Do you love AI coding tools such as ChatGPT and GitHub Copilot? Do you hate that you can’t trust the code they produce?
In some (for now, limited) cases, you can trust their code! Using formal verification tools such as Kani for Rust we can sometimes automatically prove the correctness of AI-generated code with mathematical certainty. My crate RangeSetBlaze now includes some such code.
Rust already provides mathematical certainty for memory management. In this article, you’ll also learn how you can use Kani to expand that certainty to the topic of computer arithmetic and overflows. You’ll find Kani useful for both human- and AI-generated code.
Aside: You may object that, in general, proving a program correct is undecidable.

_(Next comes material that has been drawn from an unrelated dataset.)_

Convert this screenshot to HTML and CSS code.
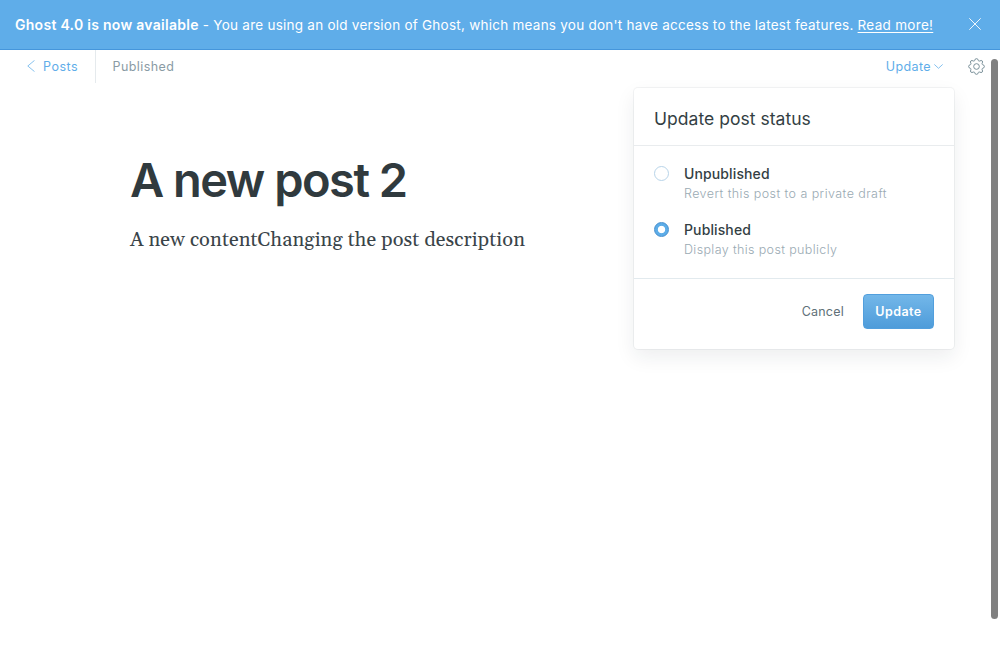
FILE: index.html
```html
<!DOCTYPE html>
<html lang="en">
<head>
<meta charset="utf-8">
<title>A new post 2</title>
<link rel="stylesheet" href="styles.css">
</head>
<body>
<div class="app">
  <aside class="alert">
    <div class="alert-text"><strong>Ghost 4.0 is now available</strong> - You are using an old version of Ghost, which means you don't have access to the latest features. <a class="alert-link" href="#">Read more!</a></div>
    <button class="alert-close" aria-label="Close"><svg width="12" height="12" viewBox="0 0 12 12"><path d="M0.3 0.3L11.7 11.7M11.7 0.3L0.3 11.7"/></svg></button>
  </aside>
  <header class="toolbar">
    <a class="back" href="#"><svg class="back-icon" width="8" height="12" viewBox="0 0 8 12"><path d="M7.5 0.4L0.8 6L7.5 11.6"/></svg>Posts</a>
    <div class="status">Published</div>
    <div class="actions">
      <div class="publish">
        <button class="publish-trigger">Update<svg class="caret" width="9" height="5" viewBox="0 0 9 5"><path d="M0.3 0.4L4.5 4.3L8.7 0.4"/></svg></button>
        <section class="menu">
          <h2 class="menu-title">Update post status</h2>
          <div class="options">
            <div class="option"><span class="radio"></span><div><div class="option-name">Unpublished</div><div class="option-note">Revert this post to a private draft</div></div></div>
            <div class="option"><span class="radio radio-on"></span><div><div class="option-name">Published</div><div class="option-note note-short">Display this post publicly</div></div></div>
          </div>
          <footer class="menu-footer"><button class="cancel">Cancel</button><button class="confirm">Update</button></footer>
        </section>
      </div>
      <button class="settings" aria-label="Settings"><svg width="17" height="17" viewBox="0 0 18 18"><circle cx="9" cy="9" r="3"/><path d="M7.6 1.2Q9 .2 10.4 1.2L10.8 2.6Q11.4 3.5 12.5 3.2L13.9 2.6Q15.5 2.8 15.5 4.3L14.9 5.6Q14.7 6.8 15.6 7.2L16.9 7.7Q17.8 9 16.9 10.3L15.6 10.8Q14.7 11.4 14.9 12.4L15.5 13.8Q15.3 15.4 13.8 15.4L12.5 14.9Q11.3 14.6 10.8 15.5L10.4 16.8Q9 17.8 7.6 16.8L7.2 15.5Q6.6 14.6 5.5 14.9L4.2 15.4Q2.6 15.2 2.6 13.8L3.1 12.4Q3.3 11.3 2.4 10.8L1.1 10.3Q.2 9 1.1 7.7L2.4 7.2Q3.4 6.7 3.1 5.6L2.5 4.3Q2.7 2.7 4.2 2.6L5.5 3.2Q6.7 3.4 7.2 2.6Z"/></svg></button>
    </div>
  </header>
  <main class="editor">
    <h1 class="post-title">A new post 2</h1>
    <p class="post-body">A new contentChanging the post description</p>
  </main>
  <div class="scrollbar"></div>
</div>
</body>
</html>
```
FILE: styles.css
```css
* { box-sizing: border-box; }
body { margin: 0; background: #fff; color: #343f44; font-family: Inter, sans-serif; font-size: 13px; letter-spacing: .2px; overflow: hidden; }
button { padding: 0; border: 0; background: none; font: inherit; letter-spacing: inherit; color: inherit; }
a { color: inherit; text-decoration: none; }
h1, h2, p { margin: 0; }
svg { display: block; fill: none; stroke: currentColor; }
.app { position: relative; height: 660px; }
.alert { display: flex; align-items: center; justify-content: space-between; height: 50px; padding: 0 19px 0 15px; background: #5fade9; border-bottom: 1px solid #4596dc; color: #fff; font-size: 13.5px; line-height: 20px; letter-spacing: .25px; white-space: nowrap; }
.alert-text strong { font-size: 14px; font-weight: 600; letter-spacing: .28px; }
.alert-link { text-decoration: underline; text-underline-offset: 2px; letter-spacing: .3px; }
.alert-close { margin-top: -2px; }
.alert-close svg { stroke-width: .9; }
.back-icon, .caret { stroke-width: .75; }
.toolbar { display: flex; height: 33px; line-height: 33px; }
.back { display: flex; align-items: center; width: 96px; padding-left: 27px; border-right: 1px solid #e5eaed; color: #5fade9; font-size: 12.5px; letter-spacing: .5px; }
.back-icon { margin: -1px 8px 0 0; }
.status { padding-left: 16.5px; color: #8a9ba5; font-size: 12.5px; letter-spacing: .42px; }
.actions { display: flex; margin-left: auto; padding-right: 15px; }
.publish { position: relative; margin-right: 25px; }
.publish-trigger { display: flex; align-items: center; height: 33px; color: #5fade9; font-size: 12.5px; letter-spacing: .38px; }
.caret { margin-left: 3px; }
.settings { display: flex; align-items: center; height: 32px; color: #738a94; }
.menu { position: absolute; top: 38px; right: -11px; width: 320px; height: 261px; border-radius: 4px; background: #fff; box-shadow: 0 0 0 1px rgba(99,114,130,.08), 0 8px 20px rgba(27,39,51,.08); }
.menu-title { height: 58px; padding: 0 20px; border-bottom: 1px solid #e9ecee; font-size: 17.5px; line-height: 61px; font-weight: 400; letter-spacing: .03px; }
.options { display: grid; gap: 16px; height: 133px; padding: 18px 20px; align-content: start; border-bottom: 1px solid #e2eaee; }
.option { display: flex; gap: 15px; height: 40px; line-height: 20px; }
.radio { width: 15px; height: 15px; margin-top: 2px; border: 1px solid #b8d4e9; border-radius: 50%; }
.radio-on { border-color: #468fce; background: radial-gradient(circle, #fff 3.3px, #5dade8 4.1px); }
.option-name { font-size: 14px; font-weight: 500; letter-spacing: .12px; }
.option-note { color: #9aaab3; font-size: 12.5px; font-weight: 300; letter-spacing: .43px; }
.note-short { letter-spacing: .37px; }
.menu-footer { display: flex; justify-content: flex-end; padding: 15px 20px; gap: 19px; }
.cancel { color: #607078; height: 35px; font-size: 12.5px; letter-spacing: .23px; }
.confirm { width: 71px; height: 35px; border: 1px solid #529fdd; border-radius: 4px; background: linear-gradient(#73b7e9, #4e9cda); color: #fff; font-size: 12.5px; letter-spacing: .45px; font-weight: 600; }
.editor { padding: 67px 130px 0; }
.post-title { font-size: 47px; line-height: 60px; font-weight: 600; letter-spacing: -1.5px; color: #303a3e; }
.post-body { margin-top: 14px; font-family: Georgia, Gelasio, "Liberation Serif", serif; font-size: 20px; line-height: 32px; letter-spacing: .1px; color: #3a4449; }
.scrollbar { position: absolute; top: 59px; right: 2px; width: 7px; height: 560px; border-radius: 4px; background: #808080; }
```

Also, in general, writing a correct specification is as hard as writing a correct program. While these statements are true in general, in many specific domains writing a specification is easy— for example, we just write an obviously correct but inefficient function as our spec. Also, in some useful cases, proving the equivalence of two functions is well within the capabilities of systems such as Kani. Read on for examples.
To understand the promise and limitations of automatic verification of automatically-generated code, I applied ChatGPT and Kani to parts of RangeSetBlaze. RangeSetBlaze is a Rust crate for efficiently manipulating sets of “clumpy” integers. Specifically, I looked at three programming problems with these properties:
- Problem 1: A one-line problem verifiable by Kani but too hard for ChatGPT
- Problem 2: A one-line problem solvable by ChatGPT and verifiable by Kani
- Problem 3: A more interesting problem, too hard for Kani and for ChatGPT
Excitingly, when I benchmarked the ChatGPT/Kani solution to Problem 2, I found it to be 3% faster than my original code. RangeSetBlaze now includes this computer generated and verified code.